Thanks for sharing that Steve. This post illustrates why I all but gave up at home and went remote with Roboscopes. It's not the telescopes we have access to alone, it's the sky. It is absolutely shocking how much of a difference good skies make to integration and SNR.
I recently took some frames on P3 of NGC6559 and my Lum subs are actually slightly blown out at 120 seconds - 60 would have been better. it's difficult to describe just how fast F3.3 / 3.6 is under dark skies is - and I've been learning, quickly, that shorter is better.
Most piers will run unguided at 120seconds or less, which means the dithers are so much quicker. In addition, you get more total dithers which is absolute gold to SNR. More dither, more signal.
The noise of modern CMOS sensors are so low compared to CCD we just do not need the longer subs we used to.
As an example, take M51 - a very popular target and lets use Steve's ODK 16 he's used on M27 above. I have attached a picture of the angular size (green circle) used to calculate the surface brightness of 22.9 mag/arcsec2.
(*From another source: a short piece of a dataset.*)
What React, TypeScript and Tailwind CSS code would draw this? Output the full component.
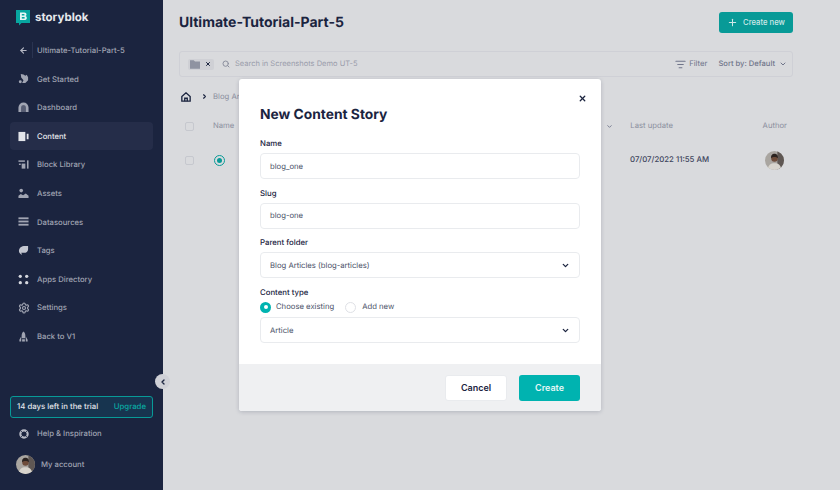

Using Steve's ODK16 at home in Bortle 7 ish skies, (without taking in to account dithers) and using 120s sub frames I would need to take 1,217 images or integrate for 40.5 hours to get an SNR of 20.
To get the same SNR at Roboscopes in average conditions (not peak), I'd need 14 hours of subs or 426 x 120s frames. Staggering difference.
Shooting at 300 seconds instead of 120 seconds does a few things. Using the same equipment, target and sky (Roboscopes) above and just changing the sub length means we get slightly more signal and only need 13.92 hours of data (instead of 14.17) to hit our SNR. So technically we are better off with long subs - but in the real world that is simply not true.
By the time you take in to account the hundreds of extra dithers we have been able to get and the fact that we have lost less frames due to clouds nuking 2mins of data at a time rather than 5mins at a time, you end up with a better image. Plus - it will be unguided so dithers recover much much quicker.
Sorry for the word salad, I typed this up quickly.